Creative Commons License
本Blog采用 知识共享署名-非商业性使用-禁止演绎 3.0 Unported许可协议 进行许可。 —— Fox <游戏人生>

游戏人生

游戏人生 != ( 人生 == 游戏 )
站点迁移至:http://www.yulefox.com。请订阅本博的朋友将RSS修改为http://feeds.feedburner.com/yulefox
posts - 62, comments - 508, trackbacks - 0, articles - 7

IOCP使用时常见的几个错误

Posted on 2009-09-12 00:20 Fox 阅读(8682) 评论(9)  编辑 收藏 引用 所属分类: T技术碎语

本文同步自游戏人生

在使用IOCP时,最重要的几个API就是GetQueueCompeltionStatus、WSARecv、WSASend,数据的I/O及其完成状态通过这几个接口获取并进行后续处理。

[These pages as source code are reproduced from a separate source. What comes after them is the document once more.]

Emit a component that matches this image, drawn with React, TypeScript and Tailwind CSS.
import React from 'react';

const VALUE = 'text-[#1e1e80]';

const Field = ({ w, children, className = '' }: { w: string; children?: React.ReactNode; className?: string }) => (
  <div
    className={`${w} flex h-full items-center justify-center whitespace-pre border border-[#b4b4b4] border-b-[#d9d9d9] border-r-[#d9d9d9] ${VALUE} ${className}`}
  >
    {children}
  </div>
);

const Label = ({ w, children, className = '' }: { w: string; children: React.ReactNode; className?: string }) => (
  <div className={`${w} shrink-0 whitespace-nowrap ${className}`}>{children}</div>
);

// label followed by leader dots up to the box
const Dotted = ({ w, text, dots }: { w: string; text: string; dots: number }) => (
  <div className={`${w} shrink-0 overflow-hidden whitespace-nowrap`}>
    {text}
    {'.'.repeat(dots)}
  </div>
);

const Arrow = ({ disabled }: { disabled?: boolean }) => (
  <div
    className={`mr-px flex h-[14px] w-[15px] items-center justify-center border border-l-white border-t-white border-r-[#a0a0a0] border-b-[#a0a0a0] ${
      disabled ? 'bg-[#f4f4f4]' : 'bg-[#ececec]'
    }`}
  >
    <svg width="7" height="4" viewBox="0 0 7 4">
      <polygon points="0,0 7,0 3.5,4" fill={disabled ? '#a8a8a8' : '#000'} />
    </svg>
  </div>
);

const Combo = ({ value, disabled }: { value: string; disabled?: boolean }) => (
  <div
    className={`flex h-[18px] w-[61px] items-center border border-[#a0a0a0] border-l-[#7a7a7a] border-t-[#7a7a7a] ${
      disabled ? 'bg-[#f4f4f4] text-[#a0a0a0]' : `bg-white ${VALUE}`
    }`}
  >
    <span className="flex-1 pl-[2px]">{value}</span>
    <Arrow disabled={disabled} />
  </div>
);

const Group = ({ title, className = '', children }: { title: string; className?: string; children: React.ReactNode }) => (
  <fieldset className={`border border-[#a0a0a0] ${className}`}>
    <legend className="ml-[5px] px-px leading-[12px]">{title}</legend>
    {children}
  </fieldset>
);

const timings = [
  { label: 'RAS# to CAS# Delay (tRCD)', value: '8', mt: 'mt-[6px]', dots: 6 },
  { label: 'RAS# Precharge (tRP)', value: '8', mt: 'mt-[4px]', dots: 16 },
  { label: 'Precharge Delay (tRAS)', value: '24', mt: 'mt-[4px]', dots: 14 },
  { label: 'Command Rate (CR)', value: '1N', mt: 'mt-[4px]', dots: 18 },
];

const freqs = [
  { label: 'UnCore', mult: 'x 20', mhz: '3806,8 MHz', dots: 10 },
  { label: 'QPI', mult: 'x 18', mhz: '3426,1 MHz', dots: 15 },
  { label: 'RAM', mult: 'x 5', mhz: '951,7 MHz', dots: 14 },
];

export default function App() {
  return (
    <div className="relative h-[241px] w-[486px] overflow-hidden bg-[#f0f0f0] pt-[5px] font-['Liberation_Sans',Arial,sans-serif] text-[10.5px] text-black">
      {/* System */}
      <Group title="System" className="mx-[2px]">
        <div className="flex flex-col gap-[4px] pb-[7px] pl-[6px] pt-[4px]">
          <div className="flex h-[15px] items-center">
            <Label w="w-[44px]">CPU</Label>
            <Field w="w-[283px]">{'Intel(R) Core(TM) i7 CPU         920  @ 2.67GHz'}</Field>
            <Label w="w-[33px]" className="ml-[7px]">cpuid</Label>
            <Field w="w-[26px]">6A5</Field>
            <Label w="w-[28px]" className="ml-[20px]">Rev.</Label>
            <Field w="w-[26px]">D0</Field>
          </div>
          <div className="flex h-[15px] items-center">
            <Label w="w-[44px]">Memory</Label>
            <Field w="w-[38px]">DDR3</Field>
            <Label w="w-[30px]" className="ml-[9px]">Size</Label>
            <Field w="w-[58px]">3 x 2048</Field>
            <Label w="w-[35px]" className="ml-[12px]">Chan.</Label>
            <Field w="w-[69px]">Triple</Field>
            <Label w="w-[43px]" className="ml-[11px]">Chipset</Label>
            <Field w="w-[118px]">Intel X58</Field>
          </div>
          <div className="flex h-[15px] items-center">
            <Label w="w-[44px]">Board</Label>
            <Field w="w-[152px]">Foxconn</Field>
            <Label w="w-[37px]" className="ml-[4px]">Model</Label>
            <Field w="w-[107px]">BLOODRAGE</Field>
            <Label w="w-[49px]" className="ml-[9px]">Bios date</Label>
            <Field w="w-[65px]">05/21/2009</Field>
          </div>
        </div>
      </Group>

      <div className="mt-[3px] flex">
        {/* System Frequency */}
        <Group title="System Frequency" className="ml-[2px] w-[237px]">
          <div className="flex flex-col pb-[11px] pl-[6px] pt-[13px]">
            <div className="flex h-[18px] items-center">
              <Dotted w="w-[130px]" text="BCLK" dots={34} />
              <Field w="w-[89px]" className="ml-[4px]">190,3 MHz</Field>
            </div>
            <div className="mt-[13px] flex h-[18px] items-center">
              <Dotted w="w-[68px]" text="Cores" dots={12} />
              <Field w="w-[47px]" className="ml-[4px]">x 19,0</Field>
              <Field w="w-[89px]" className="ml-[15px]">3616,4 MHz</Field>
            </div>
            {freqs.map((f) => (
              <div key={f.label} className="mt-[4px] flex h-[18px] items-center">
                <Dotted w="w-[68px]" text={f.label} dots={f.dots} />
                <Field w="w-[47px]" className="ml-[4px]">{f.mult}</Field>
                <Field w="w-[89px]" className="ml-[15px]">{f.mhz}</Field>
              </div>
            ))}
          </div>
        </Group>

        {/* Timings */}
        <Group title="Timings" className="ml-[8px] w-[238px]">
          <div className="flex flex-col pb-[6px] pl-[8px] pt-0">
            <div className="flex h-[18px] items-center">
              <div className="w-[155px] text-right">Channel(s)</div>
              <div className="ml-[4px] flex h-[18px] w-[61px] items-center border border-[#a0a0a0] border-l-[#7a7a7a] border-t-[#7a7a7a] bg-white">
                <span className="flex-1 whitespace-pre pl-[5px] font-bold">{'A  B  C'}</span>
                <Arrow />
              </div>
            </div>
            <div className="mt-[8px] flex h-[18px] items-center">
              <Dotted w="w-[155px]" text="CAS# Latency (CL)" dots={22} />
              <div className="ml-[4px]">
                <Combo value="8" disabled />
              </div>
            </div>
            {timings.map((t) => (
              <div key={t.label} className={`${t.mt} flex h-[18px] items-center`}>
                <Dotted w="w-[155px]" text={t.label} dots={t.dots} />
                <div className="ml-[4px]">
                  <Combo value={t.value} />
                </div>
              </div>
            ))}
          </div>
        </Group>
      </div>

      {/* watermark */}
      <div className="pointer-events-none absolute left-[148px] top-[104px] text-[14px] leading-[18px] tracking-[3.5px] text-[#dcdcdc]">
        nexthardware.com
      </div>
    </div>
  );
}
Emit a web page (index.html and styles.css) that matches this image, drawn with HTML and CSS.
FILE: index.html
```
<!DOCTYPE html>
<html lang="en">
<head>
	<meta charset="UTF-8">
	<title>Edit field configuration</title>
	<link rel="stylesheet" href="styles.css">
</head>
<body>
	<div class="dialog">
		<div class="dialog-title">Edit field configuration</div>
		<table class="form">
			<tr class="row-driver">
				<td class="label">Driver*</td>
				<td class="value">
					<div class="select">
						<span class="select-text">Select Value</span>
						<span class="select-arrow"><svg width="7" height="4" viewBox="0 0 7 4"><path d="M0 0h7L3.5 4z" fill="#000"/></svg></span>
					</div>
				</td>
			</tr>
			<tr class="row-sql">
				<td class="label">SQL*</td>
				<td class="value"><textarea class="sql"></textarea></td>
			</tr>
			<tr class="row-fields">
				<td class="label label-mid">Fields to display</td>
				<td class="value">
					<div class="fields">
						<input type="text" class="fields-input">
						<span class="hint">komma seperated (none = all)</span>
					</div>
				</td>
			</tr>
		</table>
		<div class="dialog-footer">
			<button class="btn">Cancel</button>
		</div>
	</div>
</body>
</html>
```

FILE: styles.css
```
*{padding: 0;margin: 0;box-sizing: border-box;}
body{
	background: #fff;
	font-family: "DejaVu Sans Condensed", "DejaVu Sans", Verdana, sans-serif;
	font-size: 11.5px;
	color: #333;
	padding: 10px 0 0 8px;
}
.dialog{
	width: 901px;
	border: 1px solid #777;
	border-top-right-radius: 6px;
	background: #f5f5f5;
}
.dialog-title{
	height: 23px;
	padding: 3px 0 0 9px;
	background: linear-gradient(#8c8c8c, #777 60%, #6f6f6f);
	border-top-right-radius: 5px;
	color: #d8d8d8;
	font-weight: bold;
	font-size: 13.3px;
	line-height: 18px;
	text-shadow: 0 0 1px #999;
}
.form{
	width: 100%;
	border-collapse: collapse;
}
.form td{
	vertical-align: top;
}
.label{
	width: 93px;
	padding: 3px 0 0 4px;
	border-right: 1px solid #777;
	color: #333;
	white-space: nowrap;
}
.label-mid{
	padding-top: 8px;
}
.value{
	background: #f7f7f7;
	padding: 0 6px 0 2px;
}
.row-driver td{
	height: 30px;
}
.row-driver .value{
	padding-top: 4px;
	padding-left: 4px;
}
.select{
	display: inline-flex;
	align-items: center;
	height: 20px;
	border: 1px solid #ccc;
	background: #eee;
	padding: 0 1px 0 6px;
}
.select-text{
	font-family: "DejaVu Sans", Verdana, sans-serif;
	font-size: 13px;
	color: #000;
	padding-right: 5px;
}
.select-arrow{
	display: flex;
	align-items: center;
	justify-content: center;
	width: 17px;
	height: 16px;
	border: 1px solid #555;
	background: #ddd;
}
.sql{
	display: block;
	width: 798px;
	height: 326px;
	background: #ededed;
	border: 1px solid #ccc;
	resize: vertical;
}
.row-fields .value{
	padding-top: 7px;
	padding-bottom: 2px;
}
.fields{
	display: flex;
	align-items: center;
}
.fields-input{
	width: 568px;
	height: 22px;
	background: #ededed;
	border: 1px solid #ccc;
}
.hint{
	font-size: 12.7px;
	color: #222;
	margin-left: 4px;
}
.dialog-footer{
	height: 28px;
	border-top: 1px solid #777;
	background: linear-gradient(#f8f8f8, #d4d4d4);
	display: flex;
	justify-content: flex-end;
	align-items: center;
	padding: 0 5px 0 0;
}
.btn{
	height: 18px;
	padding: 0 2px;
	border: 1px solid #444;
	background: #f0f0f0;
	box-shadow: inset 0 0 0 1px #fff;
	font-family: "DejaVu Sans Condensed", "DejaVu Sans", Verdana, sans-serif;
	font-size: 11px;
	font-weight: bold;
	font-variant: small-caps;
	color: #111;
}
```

GetQueueCompeltionStatus attempts to dequeue an I/O completion packet from the specified I/O completion port. If there is no completion packet queued, the function waits for a pending I/O operation associated with the completion port to complete.

BOOL WINAPI GetQueuedCompletionStatus(
  __in   HANDLE CompletionPort,
  __out  LPDWORD lpNumberOfBytes,
  __out  PULONG_PTR lpCompletionKey,
  __out  LPOVERLAPPED *lpOverlapped,
  __in   DWORD dwMilliseconds
);

If the function dequeues a completion packet for a successful I/O operation from the completion port, the return value is nonzero. The function stores information in the variables pointed to by the lpNumberOfBytes, lpCompletionKey, and lpOverlapped parameters.

除了关心这个API的in & out(这是MSDN开头的几行就可以告诉我们的)之外,我们更加关心不同的return & out意味着什么,因为由于各种已知或未知的原因,我们的程序并不总是有正确的return & out。

If *lpOverlapped is NULL and the function does not dequeue a completion packet from the completion port, the return value is zero. The function does not store information in the variables pointed to by the lpNumberOfBytes and lpCompletionKey parameters. To get extended error information, call GetLastError. If the function did not dequeue a completion packet because the wait timed out, GetLastError returns WAIT_TIMEOUT.

假设我们指定dwMilliseconds为INFINITE。

这里常见的几个错误有:

WSA_OPERATION_ABORTED (995): Overlapped operation aborted.

由于线程退出或应用程序请求,已放弃I/O 操作。

MSDN: An overlapped operation was canceled due to the closure of the socket, or the execution of the SIO_FLUSH command in WSAIoctl. Note that this error is returned by the operating system, so the error number may change in future releases of Windows.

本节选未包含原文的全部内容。